If the second parameters determine the size for threads, I think it will be wrong if I use it as

kernel<<<dim3(600, 600), dim3(400, 400)>>>

I just don’t understand why the document of CUDA said the first dim3 is for grid, the second dim3 is for block?

Yes. It would be wrong to to have

kernel<<<dim3(600, 600), dim3(400, 400)>>>

. This would imply 16000 threads per block.
First argument tells the gpu the number of blocks. Second argument tells the number of threads per block.

Thanks, it makes senses now. So how do we choose how many grid used for that kernel? Or does it mean one kernel is one grid? Can we start multiple kernel in parallel so to use multiple grid simultaneously?
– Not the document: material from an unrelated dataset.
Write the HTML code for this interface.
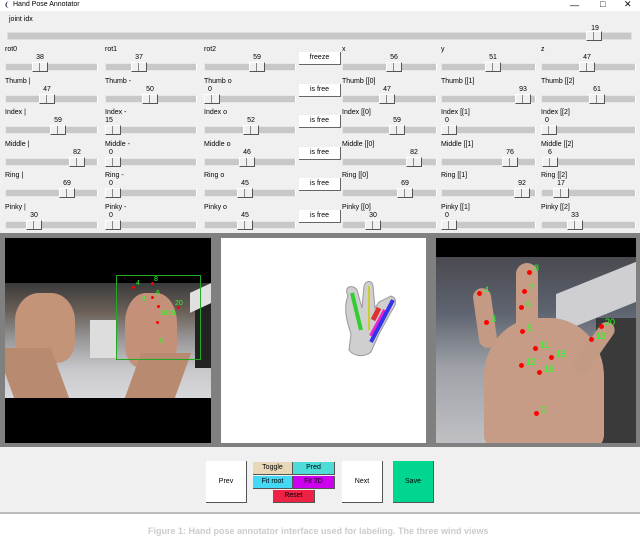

You can run conccurent kernels using streams.
when the code encounters a line like this kernel<<<dim3(600, 600), dim3(16, 16)>>> it means that it sent the command to run the kernel and then immediate goes to next line. If you have this line 10 times this measns that the host part will execute what ever is after and if there is no explicit sync with the gpu it might even go close the program before the gpu part is finished. So the cou can submit kernels on different streams to the gpu and those will be execute concurrently as resources on gpu become available.